Paul Goble
Staunton, Aug. 13 – Inspired by the actions of people in other regions and republics within the current borders of the Russian Federation and by the declaration of the Tokyo Forum of Peoples of Post-Russia, national activists in Sakha (Yakutia) met in secret to create a committee to press for the independence of their republic.
Information about this meeting is necessarily sketchy, but it is sufficient to conclude that nationalist aspirations are intensifying among the peoples east of the Urals after the Tokyo Forum (t.me/freeyakutiafoundation/3276 and abn.org.ua/en/liberation-movements/hey-will-seek-the-independence-of-the-region-a-secret-congress-was-held-in-yakutia-to-secede-from-russia/).
If Sakha were to gain independence, it would be a country larger than all of the EU states taken together and would be enormously rich in terms of a broad range of natural resources.
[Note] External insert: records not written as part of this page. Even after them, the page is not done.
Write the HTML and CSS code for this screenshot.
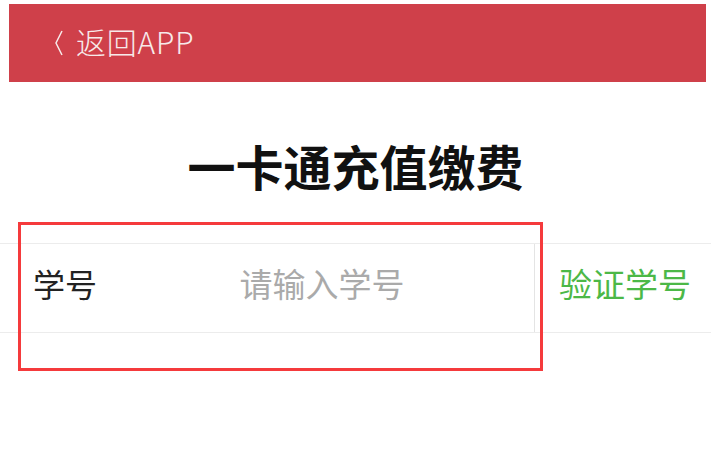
FILE: index.html
```html
<!DOCTYPE html>
<html lang="zh-CN">
<head>
  <meta charset="UTF-8">
  <meta name="viewport" content="width=device-width, initial-scale=1.0">
  <title>一卡通充值缴费</title>
  <link rel="stylesheet" href="styles.css">
</head>
<body>
  <div class="header">
    <a class="back" href="#">
      <svg class="back-icon" width="10" height="26" viewBox="0 0 10 26">
        <path d="M8 1 L2 13 L8 25" fill="none" stroke="#f7eaea" stroke-width="1.5"/>
      </svg>
      <span>返回APP</span>
    </a>
  </div>

  <h1 class="title">一卡通充值缴费</h1>

  <div class="form-row">
    <label class="label" for="studentId">学号</label>
    <input class="input" id="studentId" type="text" placeholder="请输入学号">
    <button class="verify">验证学号</button>
    <!-- 标注框 -->
    <div class="mark"></div>
  </div>
</body>
</html>
```

FILE: styles.css
```css
body {
  margin: 0;
  background-color: #fff;
  font-family: "Noto Sans CJK SC", "Noto Sans", sans-serif;
  width: 711px;
  height: 472px;
  overflow: hidden;
}
.header {
  margin: 4px 5px 0 9px;
  height: 78px;
  background-color: #cf404a;
  display: flex;
  align-items: center;
  padding-left: 45px;
}
.back {
  display: flex;
  align-items: center;
  gap: 12px;
  color: #f7eaea;
  text-decoration: none;
  font-size: 30px;
  font-weight: 300;
  letter-spacing: 0.8px;
}
.back span {
  margin-top: -4px;
}
.title {
  margin: 0;
  height: 161px;
  line-height: 166px;
  overflow: hidden;
  text-align: center;
  font-size: 48px;
  font-weight: bold;
  color: #111;
}
.form-row {
  position: relative;
  height: 88px;
  border-top: 1px solid #ececec;
  border-bottom: 1px solid #ececec;
  display: flex;
  align-items: center;
}
.label {
  width: 110px;
  padding-left: 33px;
  margin-top: -10px;
  box-sizing: border-box;
  font-size: 32px;
  color: #222;
}
.input {
  width: 425px;
  height: 100%;
  box-sizing: border-box;
  border: none;
  border-right: 1px solid #e4e4e4;
  outline: none;
  text-align: center;
  font-family: inherit;
  font-size: 33px;
  padding: 0 0 10px;
  background: transparent;
}
.input::placeholder {
  color: #aaa;
}
.verify {
  flex: 1;
  height: 100%;
  border: none;
  background: transparent;
  font-family: inherit;
  font-size: 33px;
  color: #4cb847;
  padding: 0 0 10px 4px;
  cursor: pointer;
}
.mark {
  position: absolute;
  left: 18px;
  top: -22px;
  width: 519px;
  height: 143px;
  border: 3px solid #f53a3c;
  pointer-events: none;
}
```
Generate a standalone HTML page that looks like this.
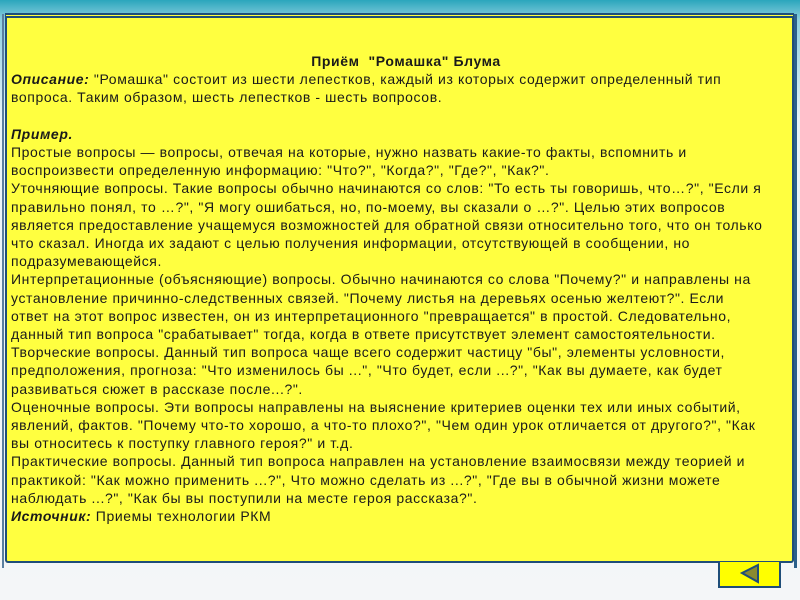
<!DOCTYPE html>
<html><head><meta charset="utf-8"><style>
html,body{margin:0;padding:0}
body{width:800px;height:600px;position:relative;overflow:hidden;background:linear-gradient(180deg,#2aa6bc 0px,#8fd0e0 20px,#e8f4f8 120px,#f4f6f8 600px);font-family:"Liberation Sans",Arial,sans-serif}
.frame{position:absolute;left:2px;top:14px;width:795px;height:554px;border-left:2px solid #5a7fa0;border-right:3px solid #2b5f8a;box-sizing:border-box}
.box{position:absolute;left:5px;top:13px;width:789px;height:550px;background:#ffff40;border:2px solid #1f4e79;border-top:5px double #1f4e79;box-sizing:border-box;border-radius:0 0 3px 3px}
.txt{position:absolute;left:11px;top:52px;width:770px;font-size:14px;letter-spacing:0.6px;line-height:18.2px;color:#1a1a1a}
.t{text-align:center;font-weight:bold;padding-left:20px}
.btn{position:absolute;left:718px;top:562px;width:63px;height:26px;background:#ffff00;border:2px solid #1f4e79;box-sizing:border-box;border-top:none}
</style></head><body>
<div class="frame"></div>
<div class="box"></div>
<div class="txt">
<div class="t">Приём&nbsp; "Ромашка" Блума</div>
<b><i>Описание:</i></b> "Ромашка" состоит из шести лепестков, каждый из которых содержит определенный тип вопроса. Таким образом, шесть лепестков - шесть вопросов.<br><br>
<b><i>Пример.</i></b><br>
Простые вопросы — вопросы, отвечая на которые, нужно назвать какие-то факты, вспомнить и воспроизвести определенную информацию: "Что?", "Когда?", "Где?", "Как?".<br>
Уточняющие вопросы. Такие вопросы обычно начинаются со слов: "То есть ты говоришь, что…?", "Если я правильно понял, то …?", "Я могу ошибаться, но, по-моему, вы сказали о …?". Целью этих вопросов является предоставление учащемуся возможностей для обратной связи относительно того, что он только что сказал. Иногда их задают с целью получения информации, отсутствующей в сообщении, но подразумевающейся.<br>
Интерпретационные (объясняющие) вопросы. Обычно начинаются со слова "Почему?" и направлены на установление причинно-следственных связей. "Почему листья на деревьях осенью желтеют?". Если<br>ответ на этот вопрос известен, он из интерпретационного "превращается" в простой. Следовательно,<br>данный тип вопроса "срабатывает" тогда, когда в ответе присутствует элемент самостоятельности.<br>
Творческие вопросы. Данный тип вопроса чаще всего содержит частицу "бы", элементы условности, предположения, прогноза: "Что изменилось бы ...", "Что будет, если ...?", "Как вы думаете, как будет развиваться сюжет в рассказе после...?".<br>
Оценочные вопросы. Эти вопросы направлены на выяснение критериев оценки тех или иных событий, явлений, фактов. "Почему что-то хорошо, а что-то плохо?", "Чем один урок отличается от другого?", "Как<br>вы относитесь к поступку главного героя?" и т.д.<br>
Практические вопросы. Данный тип вопроса направлен на установление взаимосвязи между теорией и практикой: "Как можно применить ...?", Что можно сделать из ...?", "Где вы в обычной жизни можете наблюдать ...?", "Как бы вы поступили на месте героя рассказа?".<br>
<b><i>Источник:</i></b> Приемы технологии РКМ
</div>
<div class="btn"><svg width="59" height="24" style="position:absolute;left:0;top:0"><polygon points="22,11 38,3 38,20" fill="#8a8a30" stroke="#1f4e79" stroke-width="2"/></svg></div>
</body></html>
But its location with sea borders only on the Arctic and its small population – just under one million – make its pursuit of independence difficult but not impossible.
But before dismissing this possibility out of hand, one should remember that the Soviets took many years to establish effective control over this distant and far-flung land and that the numerically small peoples have enormous resources to resist and then promote their goals, as outlined in Russian émigré writer Edward Topol’s 1986 novel, Red Snow.